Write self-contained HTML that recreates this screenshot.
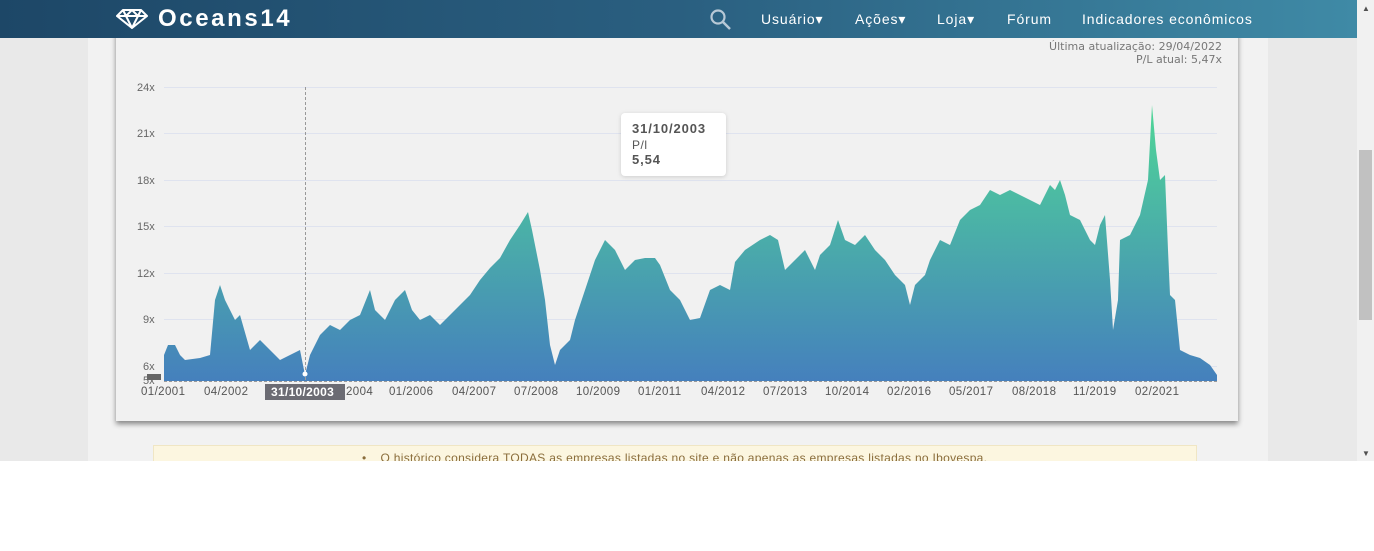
<!DOCTYPE html>
<html><head><meta charset="utf-8"><style>
*{margin:0;padding:0;box-sizing:border-box}
body{width:1374px;height:551px;background:#fff;font-family:"Liberation Sans",sans-serif;overflow:hidden;position:relative}
#screen{position:absolute;left:0;top:0;width:1357px;height:461px;background:#e9e9e9;overflow:hidden}
#col{position:absolute;left:88px;top:0;width:1180px;height:461px;background:#f2f2f2}
#nav{position:absolute;left:0;top:0;width:1357px;height:38px;background:linear-gradient(90deg,#1d4767 0%,#2a5f80 50%,#3f8aa6 100%)}
.logo{position:absolute;left:158px;top:5px;color:#fff;font-weight:bold;font-size:24px;letter-spacing:2.6px}
.menu{position:absolute;top:11px;color:#fff;font-size:14px;letter-spacing:0.9px}
#card{position:absolute;left:116px;top:30px;width:1122px;height:391px;background:#f1f1f1;box-shadow:0 3px 5px rgba(0,0,0,.45)}
.upd{position:absolute;right:135px;font-size:11px;color:#777;font-family:"DejaVu Sans",sans-serif;text-align:right}
.note{position:absolute;left:153px;top:445px;width:1044px;height:20px;background:#fcf6e0;border:1px solid #f0e6c4;font-size:12px;letter-spacing:0.3px;color:#8a6d3b;padding:5px 0 0 208px;white-space:nowrap}
#sb{position:absolute;left:1357px;top:0;width:17px;height:461px;background:#f1f1f1}
#sb .th{position:absolute;left:2px;top:150px;width:13px;height:170px;background:#c1c1c1}
</style></head><body>
<div id="screen">
<div id="col"></div>
<div id="card"></div>
<div class="upd" style="top:40px;right:135px">Última atualização: 29/04/2022</div>
<div class="upd" style="top:53px;right:135px">P/L atual: 5,47x</div>
<svg style="position:absolute;left:0;top:0" width="1357" height="461">
<defs><linearGradient id="g" x1="0" y1="100" x2="0" y2="381" gradientUnits="userSpaceOnUse"><stop offset="0" stop-color="#4fd896"/><stop offset="1" stop-color="#4580bd"/></linearGradient></defs>
<g stroke="#dfe3ef" stroke-width="1">
<line x1="164" y1="87.5" x2="1217" y2="87.5"/><line x1="164" y1="133.5" x2="1217" y2="133.5"/><line x1="164" y1="180.5" x2="1217" y2="180.5"/><line x1="164" y1="226.5" x2="1217" y2="226.5"/><line x1="164" y1="273.5" x2="1217" y2="273.5"/><line x1="164" y1="319.5" x2="1217" y2="319.5"/><line x1="164" y1="366.5" x2="1217" y2="366.5"/>
</g>
<g font-size="11" fill="#666" font-family="Liberation Sans,sans-serif">
<text x="137" y="91">24x</text><text x="137" y="137">21x</text><text x="137" y="184">18x</text><text x="137" y="230">15x</text><text x="137" y="277">12x</text><text x="143" y="323">9x</text><text x="143" y="370">6x</text><text x="143" y="384">5x</text>
</g>
<polygon fill="url(#g)" points="164,381 164,355 168,345 175,345 180,355 185,360 200,358 210,355 215,300 220,285 225,300 235,320 240,315 250,350 260,340 270,350 280,360 290,355 300,350 305,375 310,355 320,335 330,325 340,330 350,320 360,315 370,290 375,310 385,320 395,300 405,290 412,310 420,320 430,315 440,325 450,315 460,305 470,295 480,280 490,268 500,258 510,240 520,225 528,212 532,230 540,270 545,300 550,345 555,365 560,350 570,340 575,320 585,290 595,260 605,240 615,250 625,270 635,260 645,258 655,258 660,265 670,290 680,300 690,320 700,318 710,290 720,285 730,290 735,262 745,250 760,240 770,235 778,240 785,270 795,260 805,250 815,270 820,255 830,245 838,220 845,240 855,245 865,235 875,250 885,260 895,275 905,285 910,305 915,285 925,275 930,260 940,240 950,245 960,220 970,210 980,205 990,190 1000,195 1010,190 1020,195 1030,200 1040,205 1050,185 1055,190 1060,180 1065,195 1070,215 1080,220 1090,240 1095,245 1100,225 1105,215 1110,280 1113,330 1118,300 1120,240 1130,235 1140,215 1148,180 1152,105 1156,150 1160,180 1165,175 1168,250 1170,295 1175,300 1180,350 1190,355 1200,358 1210,365 1217,375 1217,381"/>
<line x1="164" y1="381.5" x2="1217" y2="381.5" stroke="#999" stroke-dasharray="3,2"/>
<line x1="305.5" y1="87" x2="305.5" y2="381" stroke="#999" stroke-dasharray="3,2"/>
<circle cx="305" cy="374" r="2.5" fill="#fff"/>
<rect x="147" y="374" width="14" height="6" fill="#666"/>
<g font-size="11.5" fill="#555" font-family="Liberation Sans,sans-serif" letter-spacing="0.4">
<text x="141" y="395">01/2001</text><text x="204" y="395">04/2002</text><text x="346" y="395">2004</text><text x="389" y="395">01/2006</text><text x="452" y="395">04/2007</text><text x="514" y="395">07/2008</text><text x="576" y="395">10/2009</text><text x="638" y="395">01/2011</text><text x="701" y="395">04/2012</text><text x="763" y="395">07/2013</text><text x="825" y="395">10/2014</text><text x="887" y="395">02/2016</text><text x="949" y="395">05/2017</text><text x="1012" y="395">08/2018</text><text x="1073" y="395">11/2019</text><text x="1135" y="395">02/2021</text>
</g>
<rect x="265" y="384" width="80" height="16" fill="#6b6b73"/>
<text x="271" y="396" font-size="12" font-weight="bold" fill="#fff" font-family="Liberation Sans,sans-serif" letter-spacing="0.3">31/10/2003</text>
<rect x="621" y="113" width="105" height="63" rx="4" fill="#fff" style="filter:drop-shadow(0 1px 2px rgba(0,0,0,.15))"/>
<g font-family="Liberation Sans,sans-serif" fill="#555">
<text x="632" y="133" font-size="13" font-weight="bold" letter-spacing="0.9">31/10/2003</text>
<text x="632" y="149" font-size="12" letter-spacing="0.5">P/l</text>
<text x="632" y="164" font-size="13" font-weight="bold" letter-spacing="0.9">5,54</text>
</g>
</svg>
<div class="note"><span style="margin-right:14px">•</span>O histórico considera TODAS as empresas listadas no site e não apenas as empresas listadas no Ibovespa.</div>
<div id="nav">
<svg style="position:absolute;left:116px;top:9px" width="32" height="20" viewBox="0 0 32 20"><path d="M7 1h18l6 6-15 12L1 7z M1 7h30 M10 7l6 12 6-12 M7 1l3 6 6-6 6 6 3-6" fill="none" stroke="#fff" stroke-width="2" stroke-linejoin="round"/></svg>
<div class="logo">Oceans14</div>
<svg style="position:absolute;left:709px;top:8px" width="24" height="22"><circle cx="9" cy="9" r="6.5" fill="none" stroke="#b8c9d6" stroke-width="2.2"/><line x1="14" y1="14" x2="21" y2="21" stroke="#b8c9d6" stroke-width="2.5"/></svg>
<div class="menu" style="left:761px">Usuário▾</div>
<div class="menu" style="left:855px">Ações▾</div>
<div class="menu" style="left:937px">Loja▾</div>
<div class="menu" style="left:1007px">Fórum</div>
<div class="menu" style="left:1082px">Indicadores econômicos</div>
</div>
</div>
<div id="sb"><div style="position:absolute;left:5px;top:4px;font-size:8px;color:#505050">▲</div><div class="th"></div><div style="position:absolute;left:5px;top:449px;font-size:8px;color:#505050">▼</div></div>
</body></html>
+ + + + +
### Do this:
Transcribe all of the material exactly, leaving out whatever pictures it contains.

### Correct answer:
Write self-contained HTML that recreates this screenshot.
<!DOCTYPE html>
<html><head><meta charset="utf-8"><style>
*{margin:0;padding:0;box-sizing:border-box}
body{width:1374px;height:551px;background:#fff;font-family:"Liberation Sans",sans-serif;overflow:hidden;position:relative}
#screen{position:absolute;left:0;top:0;width:1357px;height:461px;background:#e9e9e9;overflow:hidden}
#col{position:absolute;left:88px;top:0;width:1180px;height:461px;background:#f2f2f2}
#nav{position:absolute;left:0;top:0;width:1357px;height:38px;background:linear-gradient(90deg,#1d4767 0%,#2a5f80 50%,#3f8aa6 100%)}
.logo{position:absolute;left:158px;top:5px;color:#fff;font-weight:bold;font-size:24px;letter-spacing:2.6px}
.menu{position:absolute;top:11px;color:#fff;font-size:14px;letter-spacing:0.9px}
#card{position:absolute;left:116px;top:30px;width:1122px;height:391px;background:#f1f1f1;box-shadow:0 3px 5px rgba(0,0,0,.45)}
.upd{position:absolute;right:135px;font-size:11px;color:#777;font-family:"DejaVu Sans",sans-serif;text-align:right}
.note{position:absolute;left:153px;top:445px;width:1044px;height:20px;background:#fcf6e0;border:1px solid #f0e6c4;font-size:12px;letter-spacing:0.3px;color:#8a6d3b;padding:5px 0 0 208px;white-space:nowrap}
#sb{position:absolute;left:1357px;top:0;width:17px;height:461px;background:#f1f1f1}
#sb .th{position:absolute;left:2px;top:150px;width:13px;height:170px;background:#c1c1c1}
</style></head><body>
<div id="screen">
<div id="col"></div>
<div id="card"></div>
<div class="upd" style="top:40px;right:135px">Última atualização: 29/04/2022</div>
<div class="upd" style="top:53px;right:135px">P/L atual: 5,47x</div>
<svg style="position:absolute;left:0;top:0" width="1357" height="461">
<defs><linearGradient id="g" x1="0" y1="100" x2="0" y2="381" gradientUnits="userSpaceOnUse"><stop offset="0" stop-color="#4fd896"/><stop offset="1" stop-color="#4580bd"/></linearGradient></defs>
<g stroke="#dfe3ef" stroke-width="1">
<line x1="164" y1="87.5" x2="1217" y2="87.5"/><line x1="164" y1="133.5" x2="1217" y2="133.5"/><line x1="164" y1="180.5" x2="1217" y2="180.5"/><line x1="164" y1="226.5" x2="1217" y2="226.5"/><line x1="164" y1="273.5" x2="1217" y2="273.5"/><line x1="164" y1="319.5" x2="1217" y2="319.5"/><line x1="164" y1="366.5" x2="1217" y2="366.5"/>
</g>
<g font-size="11" fill="#666" font-family="Liberation Sans,sans-serif">
<text x="137" y="91">24x</text><text x="137" y="137">21x</text><text x="137" y="184">18x</text><text x="137" y="230">15x</text><text x="137" y="277">12x</text><text x="143" y="323">9x</text><text x="143" y="370">6x</text><text x="143" y="384">5x</text>
</g>
<polygon fill="url(#g)" points="164,381 164,355 168,345 175,345 180,355 185,360 200,358 210,355 215,300 220,285 225,300 235,320 240,315 250,350 260,340 270,350 280,360 290,355 300,350 305,375 310,355 320,335 330,325 340,330 350,320 360,315 370,290 375,310 385,320 395,300 405,290 412,310 420,320 430,315 440,325 450,315 460,305 470,295 480,280 490,268 500,258 510,240 520,225 528,212 532,230 540,270 545,300 550,345 555,365 560,350 570,340 575,320 585,290 595,260 605,240 615,250 625,270 635,260 645,258 655,258 660,265 670,290 680,300 690,320 700,318 710,290 720,285 730,290 735,262 745,250 760,240 770,235 778,240 785,270 795,260 805,250 815,270 820,255 830,245 838,220 845,240 855,245 865,235 875,250 885,260 895,275 905,285 910,305 915,285 925,275 930,260 940,240 950,245 960,220 970,210 980,205 990,190 1000,195 1010,190 1020,195 1030,200 1040,205 1050,185 1055,190 1060,180 1065,195 1070,215 1080,220 1090,240 1095,245 1100,225 1105,215 1110,280 1113,330 1118,300 1120,240 1130,235 1140,215 1148,180 1152,105 1156,150 1160,180 1165,175 1168,250 1170,295 1175,300 1180,350 1190,355 1200,358 1210,365 1217,375 1217,381"/>
<line x1="164" y1="381.5" x2="1217" y2="381.5" stroke="#999" stroke-dasharray="3,2"/>
<line x1="305.5" y1="87" x2="305.5" y2="381" stroke="#999" stroke-dasharray="3,2"/>
<circle cx="305" cy="374" r="2.5" fill="#fff"/>
<rect x="147" y="374" width="14" height="6" fill="#666"/>
<g font-size="11.5" fill="#555" font-family="Liberation Sans,sans-serif" letter-spacing="0.4">
<text x="141" y="395">01/2001</text><text x="204" y="395">04/2002</text><text x="346" y="395">2004</text><text x="389" y="395">01/2006</text><text x="452" y="395">04/2007</text><text x="514" y="395">07/2008</text><text x="576" y="395">10/2009</text><text x="638" y="395">01/2011</text><text x="701" y="395">04/2012</text><text x="763" y="395">07/2013</text><text x="825" y="395">10/2014</text><text x="887" y="395">02/2016</text><text x="949" y="395">05/2017</text><text x="1012" y="395">08/2018</text><text x="1073" y="395">11/2019</text><text x="1135" y="395">02/2021</text>
</g>
<rect x="265" y="384" width="80" height="16" fill="#6b6b73"/>
<text x="271" y="396" font-size="12" font-weight="bold" fill="#fff" font-family="Liberation Sans,sans-serif" letter-spacing="0.3">31/10/2003</text>
<rect x="621" y="113" width="105" height="63" rx="4" fill="#fff" style="filter:drop-shadow(0 1px 2px rgba(0,0,0,.15))"/>
<g font-family="Liberation Sans,sans-serif" fill="#555">
<text x="632" y="133" font-size="13" font-weight="bold" letter-spacing="0.9">31/10/2003</text>
<text x="632" y="149" font-size="12" letter-spacing="0.5">P/l</text>
<text x="632" y="164" font-size="13" font-weight="bold" letter-spacing="0.9">5,54</text>
</g>
</svg>
<div class="note"><span style="margin-right:14px">•</span>O histórico considera TODAS as empresas listadas no site e não apenas as empresas listadas no Ibovespa.</div>
<div id="nav">
<svg style="position:absolute;left:116px;top:9px" width="32" height="20" viewBox="0 0 32 20"><path d="M7 1h18l6 6-15 12L1 7z M1 7h30 M10 7l6 12 6-12 M7 1l3 6 6-6 6 6 3-6" fill="none" stroke="#fff" stroke-width="2" stroke-linejoin="round"/></svg>
<div class="logo">Oceans14</div>
<svg style="position:absolute;left:709px;top:8px" width="24" height="22"><circle cx="9" cy="9" r="6.5" fill="none" stroke="#b8c9d6" stroke-width="2.2"/><line x1="14" y1="14" x2="21" y2="21" stroke="#b8c9d6" stroke-width="2.5"/></svg>
<div class="menu" style="left:761px">Usuário▾</div>
<div class="menu" style="left:855px">Ações▾</div>
<div class="menu" style="left:937px">Loja▾</div>
<div class="menu" style="left:1007px">Fórum</div>
<div class="menu" style="left:1082px">Indicadores econômicos</div>
</div>
</div>
<div id="sb"><div style="position:absolute;left:5px;top:4px;font-size:8px;color:#505050">▲</div><div class="th"></div><div style="position:absolute;left:5px;top:449px;font-size:8px;color:#505050">▼</div></div>
</body></html>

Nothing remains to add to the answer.